It is desirable for the main component of the metallic material with a high melting point comprising the electrode to be tungsten. Since tungsten has a high melting point, it can be used up to a high temperature. Together with an emitter a monatomic layer for electron emission can be formed and an advantageous electron emissive property can be implemented. Furthermore, since the vapor pressure is low, electrode wear can be reduced over a long time.
It is advantageous for the main component of the substrate metal in the tip area of the electrode to be tungsten and for the substrate metal in the tip area of the electrode to contain rhenium. When the substrate metal contains rhenium, the property of electron emission is improved. Therefore, electrode wear can be reduced over a long time.
It is advantageous for the main component of the substrate metal in the tip area of the electrode to be tungsten and for the substrate metal in the tip area of the electrode to contain potassium up to 100 ppm by weight. By doping with potassium in an extremely small amount in the tip area of the electrode, the grain boundaries of the multicrystal of tungsten in the tip area can be kept stable and the diffusion paths by grain boundary diffusion can be kept stable.
It is advantageous for the tip area of the electrode to consist of a multicrystal and for the average grain size in the cross sectional direction (perpendicular to the direction of the electrode axis) of the crystal grain to be fixed at less than or equal to 100 microns. In the electrode tip area, the transport amount of the emitter by grain boundary diffusion can be increased.
An arrangement can also be undertaken in which the tip area is provided with an opening and in which there is a hermetically closed chamber with a thin wall away from the bottom of the opening. By means of the position of the partition between the bottom of the opening and the hermetically closed chamber, the temperature of the partition and the thickness of the partition can be controlled and the amount of emitter which diffuses into the interior of the partition can be kept optimum. Since the transport of the emitter from the bottom of the opening to the electrode tip takes place rapidly, diffusion within the partition becomes the determining factor. The feed amount of the emitter can be kept constant. Since the partition has a lower temperature than the tip, the deformation of the partition can be suppressed.

Action of the Invention

According to the invention, the emitter can be supplied over a long time with an essentially constant ratio of the electrode tip and electron emission can be stably maintained over a long time, by which a stable arc can be maintained. Therefore, a light source with stable irradiance can be devised.

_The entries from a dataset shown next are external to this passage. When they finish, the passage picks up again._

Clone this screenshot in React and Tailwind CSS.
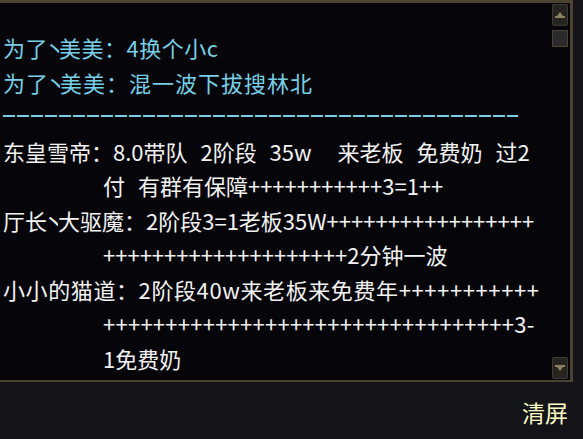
import React from "react";

const FONT = { fontFamily: '"Noto Sans CJK SC", "Noto Sans", sans-serif' };

// 丶 is drawn half-width in the game font
function Dot() {
  return (
    <span className="inline-block w-[11px] overflow-hidden align-top">
      <span className="-ml-[4px] inline-block">丶</span>
    </span>
  );
}

const WHITE = "text-[#f2f2f2]";
const CYAN = "text-[#76cfe6]";

const lines = [
  { text: ["为了", <Dot key="d" />, "美美：4换个小c"], color: CYAN, extra: "tracking-[0.5px]" },
  { text: ["为了", <Dot key="d" />, "美美：混一波下拔搜林北"], color: CYAN, extra: "tracking-[1px]" },
  { dash: true },
  { text: "东皇雪帝：8.0带队 2阶段 35w  来老板 免费奶 过2", color: WHITE, extra: "[word-spacing:8px]" },
  { text: "付 有群有保障+++++++++++3=1++", color: WHITE, indent: true, extra: "[word-spacing:8px]" },
  { text: ["厅长", <Dot key="d" />, "大驱魔：2阶段3=1老板35W+++++++++++++++++"], color: WHITE },
  { text: "++++++++++++++++++++2分钟一波", color: WHITE, indent: true },
  { text: "小小的猫道：2阶段40w来老板来免费年+++++++++++", color: WHITE, extra: "tracking-[0.6px]" },
  { text: "+++++++++++++++++++++++++++++++++3-", color: WHITE, indent: true, extra: "tracking-[0.25px]" },
  { text: "1免费奶", color: WHITE, indent: true },
];

function ScrollButton({ down }) {
  return (
    <div className="flex h-[22px] w-[16px] items-center justify-center rounded-[2px] border border-[#3d3a30] bg-[#25241f]">
      <svg width="10" height="6" viewBox="0 0 10 6">
        {down ? (
          <path d="M0 0H10V2H8L5 6L2 2H0Z" fill="#8a8068" />
        ) : (
          <path d="M0 6H10V4H8L5 0L2 4H0Z" fill="#8a8068" />
        )}
      </svg>
    </div>
  );
}

export default function App() {
  return (
    <div className="flex h-[439px] w-[583px] flex-col overflow-hidden bg-[#141418]" style={FONT}>
      <div className="flex h-[382px] w-[573px] shrink-0 border-t-[3px] border-r-[3px] border-b-[2px] border-[#4d4332] bg-[#06060a]">
        <div className="flex-1 overflow-hidden pl-[3px] pt-[27px]">
          {lines.map((line, i) =>
            line.dash ? (
              <div key={i} className="flex h-[34.5px] items-center">
                <div className="h-[2px] w-[515px] bg-[repeating-linear-gradient(90deg,#76cfe6_0_12px,transparent_12px_14px)]" />
              </div>
            ) : (
              <div
                key={i}
                className={`h-[34.5px] whitespace-pre text-[22px] leading-[34.5px] ${line.color} ${line.indent ? "pl-[100px]" : ""} ${line.extra || ""}`}
              >
                {line.text}
              </div>
            )
          )}
        </div>
        <div className="mr-[2px] flex w-[16px] flex-col pt-[1px] pb-[1px]">
          <ScrollButton />
          <div className="mt-[4px] h-[17px] w-[16px] border border-[#4a4434] bg-[#2a2a2c]" />
          <div className="flex-1" />
          <ScrollButton down />
        </div>
      </div>
      <div className="flex flex-1 items-center justify-end pt-[4px] pr-[15px]">
        <span className="text-[23px] leading-none text-[#fdfcc4]">清屏</span>
      </div>
    </div>
  );
}
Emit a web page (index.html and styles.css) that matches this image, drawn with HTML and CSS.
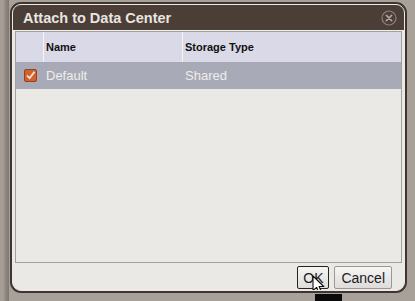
FILE: index.html
```html
<!DOCTYPE html>
<html lang="en">
<head>
  <meta charset="UTF-8">
  <title>Attach to Data Center</title>
  <link rel="stylesheet" href="styles.css">
</head>
<body>
  <!-- Dialog -->
  <div class="dialog">
    <div class="frame">
      <div class="title-bar">
        <span class="title">Attach to Data Center</span>
        <svg class="close" width="16" height="16" viewBox="0 0 16 16">
          <circle cx="8" cy="8" r="7" fill="none" stroke="#8a827c" stroke-width="1.2"/>
          <path d="M5.4 5.4 L10.6 10.6 M10.6 5.4 L5.4 10.6" stroke="#aaa29b" stroke-width="1.7" stroke-linecap="round"/>
        </svg>
      </div>

      <div class="content">
        <div class="grid">
          <div class="row header">
            <div class="cell check-col"></div>
            <div class="cell name-col">Name</div>
            <div class="cell type-col">Storage Type</div>
          </div>
          <div class="row selected">
            <div class="cell check-col">
              <svg width="13" height="13" viewBox="0 0 13 13">
                <rect x="0.5" y="0.5" width="12" height="12" rx="1.5" fill="#cf6330" stroke="#9c3f1a"/>
                <path d="M3 6.5 L5.6 9.2 L10.5 2.8" fill="none" stroke="#f6e6da" stroke-width="1.8"/>
              </svg>
            </div>
            <div class="cell name-col">Default</div>
            <div class="cell type-col">Shared</div>
          </div>
        </div>
      </div>

      <div class="footer">
        <div class="btn-wrap">
          <button class="btn focused">OK</button>
          <svg class="cursor" width="14" height="20" viewBox="0 0 14 20">
            <path d="M1 1 L1 15.5 L4.6 12.3 L7.2 18.4 L9.6 17.4 L7.1 11.5 L11.8 11.5 Z" fill="#fff" stroke="#111" stroke-width="1.1" stroke-linejoin="round"/>
          </svg>
        </div>
        <button class="btn">Cancel</button>
      </div>
    </div>
  </div>
</body>
</html>
```

FILE: styles.css
```css
/* General Styles */
body {
  margin: 0;
  width: 415px;
  height: 301px;
  overflow: hidden;
  padding: 2px 0 0 10px;
  box-sizing: border-box;
  font-family: "Liberation Sans", Arial, sans-serif;
  background:
    linear-gradient(#0a0a0a, #0a0a0a) 315px 294px / 27px 7px no-repeat,
    linear-gradient(90deg, #a59d96 0, #a59d96 3px, #8c847e 6px, #7d7570 9px, transparent 9px) 0 0 / 10px 100% no-repeat,
    #a8a19a;
}

/* Dialog */
.dialog {
  width: 397px;
  height: 291px;
  box-sizing: border-box;
  border: 2px solid #3e3531;
  border-radius: 11px;
  background: #3e3531;
}

.frame {
  height: 100%;
  box-sizing: border-box;
  border: 1px solid #ece9e5;
  border-radius: 9px;
  overflow: hidden;
  background: #ebe9e6;
  display: flex;
  flex-direction: column;
}

.title-bar {
  height: 25px;
  flex: none;
  background: #4a3e37;
  border-bottom: 1px solid #f1efec;
  display: flex;
  align-items: center;
  justify-content: space-between;
  padding: 0 7px 0 10px;
}

.title {
  color: #e9e5e1;
  font-size: 14.5px;
  font-weight: bold;
  margin-top: 1px;
}

.close {
  display: block;
}

/* Grid */
.content {
  padding: 0 2px;
}

.grid {
  height: 232px;
  box-sizing: border-box;
  border: 1px solid #a3a09d;
  background: #ebe9e6;
}

.row {
  display: grid;
  grid-template-columns: 28px 139px 1fr;
}

.cell {
  display: flex;
  align-items: center;
  padding-left: 2px;
}

.header {
  height: 30px;
  background: #dad9e7;
  font-size: 11px;
  font-weight: bold;
  color: #111;
}

.header .cell {
  border-right: 1px solid #f3f3f8;
}

.header .cell:last-child {
  border-right: none;
}

.selected {
  height: 27px;
  background: #a8abb7;
  font-size: 13px;
  color: #eeedec;
}

.selected .check-col {
  padding-left: 8px;
}

/* Footer buttons */
.footer {
  display: flex;
  justify-content: flex-end;
  gap: 5px;
  padding: 3px 12px 0 0;
}

.btn-wrap {
  position: relative;
}

.btn {
  height: 23px;
  padding: 0 6px;
  font-family: "Liberation Sans", Arial, sans-serif;
  font-size: 14px;
  color: #1a1a1a;
  border: 1px solid #9a9896;
  border-radius: 2px;
  background: linear-gradient(#f6f5f4, #dedcda);
}

.btn.focused {
  width: 32px;
  padding: 0;
  border-color: #262422;
}

.cursor {
  position: absolute;
  left: 15px;
  top: 9px;
}
```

The invention is further described below using the drawings.

Brief Description of the Drawings

Figure 1 shows a partial schematic cross section of a typical discharge lamp of the invention;

Figure 2 shows an enlarged cross section of an electrode which is operated as a cathode;

Figure 3 shows an enlarged cross section of an electrode which is operated as a cathode;

Figures 4(a) to 4(c) each show a schematic of a process for producing a hermetically closed chamber;

Figure 5 shows a schematic which describes how the transport of an emitter is carried out for an electrode arrangement of a discharge lamp as claimed in the invention; and

Figures 6(a) to 6(d) each show a schematic of one example of the support arrangement within a hermetically closed chamber.

Detailed Description of the Invention

Figure 1 schematically shows a typical discharge lamp 10 in accordance with the invention having a translucent vessel 2 which is hermetically closed, and in which there is a pair of opposed electrodes, specifically a cathode 3 and an anode 4. In the discharge lamp 10, the

electrodes

3, 4 are electrically connected to the outside via sealing parts 5 on the translucent vessel 2 which are hermetically sealed. Figure 2 is an enlargement of one electrode. The electrode which is operated as the cathode electrode 3 has a hermetically closed chamber 20 within the metal substrate 60 which has a high melting point and chamber 20 is filled with an emitter 30. Within the hermetically closed chamber 20, there is an empty space 40 which is not filled with the emitter 30. In the hermetically closed chamber, there is a vacuum or it is filled with an extremely small amount of a rare gas. The hermetically sealed enclosure 50 is produced, for example, by laser welding. The upholding part of the electrode (not shown) which supports the electrode is inserted into an opening 70 for the upholding part of the electrode.

The emitter is chosen from the materials scandium, yttrium, lanthanum, cerium, gadolinium, barium and thorium.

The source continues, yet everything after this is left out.